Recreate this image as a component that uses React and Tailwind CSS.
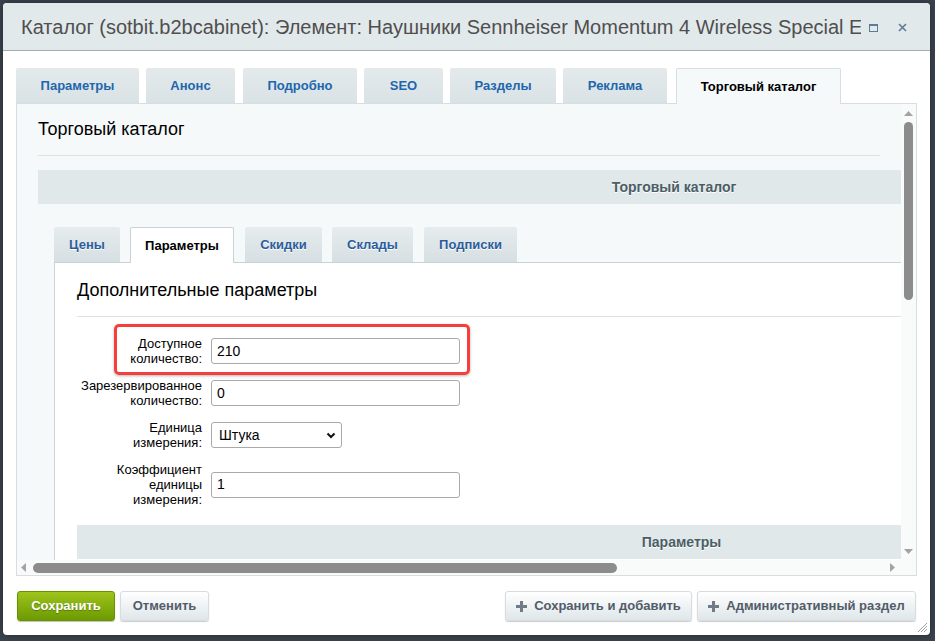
import React from "react";

const mainTabs = [
  { label: "Параметры", cls: "w-[123px]" },
  { label: "Анонс", cls: "w-[89px] ml-[7px]" },
  { label: "Подробно", cls: "w-[114px] ml-[8px]" },
  { label: "SEO", cls: "w-[79px] ml-[7px]" },
  { label: "Разделы", cls: "w-[106px] ml-[7px]" },
  { label: "Реклама", cls: "w-[104px] ml-[7px]" },
];

const subTabs = [
  { label: "Цены", cls: "w-[66px]" },
  { label: "Параметры", cls: "w-[104px] ml-[10px]", active: true },
  { label: "Скидки", cls: "w-[77px] ml-[11px]" },
  { label: "Склады", cls: "w-[81px] ml-[10px]" },
  { label: "Подписки", cls: "w-[93px] ml-[11px]" },
];

const Plus = () => (
  <svg width="11" height="11" viewBox="0 0 11 11" className="mr-[7px]">
    <rect x="4" y="0" width="3" height="11" fill="#6f7b85" />
    <rect x="0" y="4" width="11" height="3" fill="#6f7b85" />
  </svg>
);

const FormRow = ({ label, children, highlight }) => (
  <div className="relative flex items-center py-[6px]">
    {highlight && (
      <div className="absolute left-[37px] top-[-6px] w-[356px] h-[51px] border-[3px] border-[#f4403a] rounded-[5px] shadow-[0_1px_3px_rgba(0,0,0,0.3)]" />
    )}
    <div className="w-[125px] text-right text-[13px] leading-[15px] text-black">{label}</div>
    <div className="ml-[9px]">{children}</div>
  </div>
);

const TextInput = ({ value }) => (
  <div className="w-[249px] h-[26px] border border-[#a9a9a9] rounded-[3px] bg-white flex items-center pl-[5px] text-[14px] text-black">
    {value}
  </div>
);

export default function App() {
  return (
    <div className="w-[935px] h-[641px] bg-[#3b444e] pt-[3px] pl-[3px] font-['Liberation_Sans',Arial,sans-serif]">
      <div className="relative w-[927px] h-[632px] bg-white rounded-[4px] overflow-hidden shadow-[0_0_8px_rgba(0,0,0,0.4)]">
        {/* title bar */}
        <div className="h-[48px] bg-[#e2e9eb] border-b border-[#a6adb0] flex items-center pl-[18px] pr-[22px]">
          <div className="text-[20px] text-[#4f4f4f] whitespace-nowrap overflow-hidden w-[840px]">
            Каталог (sotbit.b2bcabinet): Элемент: Наушники Sennheiser Momentum 4 Wireless Special E
          </div>
          <div className="ml-[8px] flex items-center">
            <div className="w-[9px] h-[8px] border border-[#5d7b98] border-t-2 mt-[2px]" />
            <svg width="9" height="9" viewBox="0 0 9 9" className="ml-[20px] mt-[2px]">
              <path d="M1 1 L8 8 M8 1 L1 8" stroke="#5d7b98" strokeWidth="1.6" />
            </svg>
          </div>
        </div>

        {/* body */}
        <div className="px-[13px] pt-[17px]">
          <div className="relative z-10 flex items-end h-[35px]">
            {mainTabs.map((t) => (
              <div
                key={t.label}
                className={`${t.cls} h-[35px] flex items-center justify-center bg-gradient-to-b from-[#e4eaec] to-[#d9e2e5] rounded-t-[2px] text-[13px] font-bold text-[#2166ad]`}
              >
                {t.label}
              </div>
            ))}
            <div className="w-[165px] ml-[9px] h-[36px] -mb-px flex items-center justify-center bg-[#f5f9f9] border border-b-0 border-[#d5dfe3] rounded-t-[2px] text-[13px] font-bold text-black">
              Торговый каталог
            </div>
          </div>

          <div className="w-[901px] h-[473px] border border-[#d5dfe3] bg-[#f5f9f9] flex flex-col">
            <div className="flex h-[456px]">
              {/* viewport */}
              <div className="w-[884px] h-[456px] overflow-hidden">
                <div className="mx-[21px] w-[842px] pt-[14px] pb-[15px] border-b border-[#dde2e4] text-[18px] leading-[22px] text-black">
                  Торговый каталог
                </div>
                <div className="ml-[21px] mt-[14px] w-[1272px] h-[34px] bg-[#e0e8ea] flex items-center justify-center text-[14px] font-bold text-[#4b5e66] [text-shadow:0_1px_0_#fff]">
                  Торговый каталог
                </div>

                <div className="ml-[37px] mt-[23px] w-[1240px]">
                  <div className="relative z-10 flex items-end h-[35px]">
                    {subTabs.map((t) =>
                      t.active ? (
                        <div
                          key={t.label}
                          className={`${t.cls} h-[36px] -mb-px flex items-center justify-center bg-white border border-b-0 border-[#c9d3d7] rounded-t-[2px] text-[13px] font-bold text-black`}
                        >
                          {t.label}
                        </div>
                      ) : (
                        <div
                          key={t.label}
                          className={`${t.cls} h-[35px] flex items-center justify-center bg-gradient-to-b from-[#e6ecee] to-[#d6dfe2] rounded-t-[2px] text-[13px] font-bold text-[#2b5d9c] [text-shadow:0_1px_0_#fff]`}
                        >
                          {t.label}
                        </div>
                      )
                    )}
                  </div>
                  <div className="bg-white border-l border-t border-[#c9d3d7] pl-[22px] h-[300px]">
                    <div className="w-[1209px] pt-[16px] pb-[15px] border-b border-[#dde2e4] text-[18px] leading-[22px] text-black">
                      Дополнительные параметры
                    </div>
                    <div className="mt-[13px]">
                      <FormRow highlight label={<>Доступное<br />количество:</>}>
                        <TextInput value="210" />
                      </FormRow>
                      <FormRow label={<>Зарезервированное<br />количество:</>}>
                        <TextInput value="0" />
                      </FormRow>
                      <FormRow label={<>Единица<br />измерения:</>}>
                        <div className="w-[131px] h-[26px] border border-[#a9a9a9] rounded-[3px] bg-white flex items-center justify-between pl-[7px] pr-[5px] text-[14px] text-black">
                          <span>Штука</span>
                          <svg width="10" height="7" viewBox="0 0 10 7">
                            <path d="M1.5 1.5 L5 5 L8.5 1.5" fill="none" stroke="#111" strokeWidth="2" />
                          </svg>
                        </div>
                      </FormRow>
                      <FormRow label={<>Коэффициент<br />единицы<br />измерения:</>}>
                        <TextInput value="1" />
                      </FormRow>
                    </div>
                    <div className="mt-[12px] w-[1209px] h-[34px] bg-[#e0e8ea] flex items-center justify-center text-[14px] font-bold text-[#4b5e66] [text-shadow:0_1px_0_#fff]">
                      Параметры
                    </div>
                  </div>
                </div>
              </div>

              {/* vertical scrollbar */}
              <div className="w-[15px] h-[456px] bg-[#f9fafa] flex flex-col items-center">
                <svg width="9" height="5" viewBox="0 0 9 5" className="mt-[7px]">
                  <path d="M0 5 L4.5 0 L9 5 Z" fill="#a3a3a3" />
                </svg>
                <div className="mt-[6px] w-[9px] h-[178px] rounded-[5px] bg-[#8c8c8c]" />
                <div className="flex-1" />
                <svg width="9" height="5" viewBox="0 0 9 5" className="mb-[6px]">
                  <path d="M0 0 L4.5 5 L9 0 Z" fill="#a3a3a3" />
                </svg>
              </div>
            </div>

            {/* horizontal scrollbar */}
            <div className="flex h-[15px]">
              <div className="w-[884px] h-[15px] bg-[#f9fafa] flex items-center">
                <svg width="5" height="9" viewBox="0 0 5 9" className="ml-[4px]">
                  <path d="M5 0 L0 4.5 L5 9 Z" fill="#a3a3a3" />
                </svg>
                <div className="ml-[7px] w-[584px] h-[10px] rounded-[5px] bg-[#8c8c8c]" />
                <div className="flex-1" />
                <svg width="5" height="9" viewBox="0 0 5 9" className="mr-[6px]">
                  <path d="M0 0 L5 4.5 L0 9 Z" fill="#a3a3a3" />
                </svg>
              </div>
              <div className="w-[15px] h-[15px] bg-[#f9fafa]" />
            </div>
          </div>

          {/* buttons */}
          <div className="mt-[15px] flex justify-between">
            <div className="flex ml-px">
              <div className="w-[98px] h-[30px] rounded-[3px] bg-gradient-to-b from-[#9ec31b] to-[#6c9b02] border border-[#6c9100] flex items-center justify-center text-[13px] font-bold text-white [text-shadow:0_1px_1px_rgba(0,0,0,0.3)] shadow-[0_1px_1px_rgba(0,0,0,0.25)]">
                Сохранить
              </div>
              <div className="ml-[5px] w-[89px] h-[30px] rounded-[3px] bg-gradient-to-b from-[#ffffff] to-[#dfe6e9] border border-[#d6dde0] flex items-center justify-center text-[13px] font-bold text-[#535c69] shadow-[0_1px_1px_rgba(0,0,0,0.2)]">
                Отменить
              </div>
            </div>
            <div className="flex mr-px">
              <div className="w-[187px] h-[30px] rounded-[3px] bg-gradient-to-b from-[#ffffff] to-[#dfe6e9] border border-[#d6dde0] flex items-center justify-center text-[13px] font-bold text-[#535c69] shadow-[0_1px_1px_rgba(0,0,0,0.2)]">
                <Plus />
                Сохранить и добавить
              </div>
              <div className="ml-[5px] w-[219px] h-[30px] rounded-[3px] bg-gradient-to-b from-[#ffffff] to-[#dfe6e9] border border-[#d6dde0] flex items-center justify-center text-[13px] font-bold text-[#535c69] shadow-[0_1px_1px_rgba(0,0,0,0.2)]">
                <Plus />
                Административный раздел
              </div>
            </div>
          </div>
        </div>

        {/* resize grip */}
        <svg width="11" height="11" viewBox="0 0 11 11" className="absolute right-[2px] bottom-[2px]">
          <path d="M10 1 L1 10 M10 4 L4 10 M10 7 L7 10" stroke="#a0a0a0" strokeWidth="1" />
        </svg>
      </div>
    </div>
  );
}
#####
# [Brief]
Transcribe exactly, with no pictures, the lines running from the first line of the material through the line holding "import React from".

# [Written answer]
Recreate this image as a component that uses React and Tailwind CSS.
import React from "react";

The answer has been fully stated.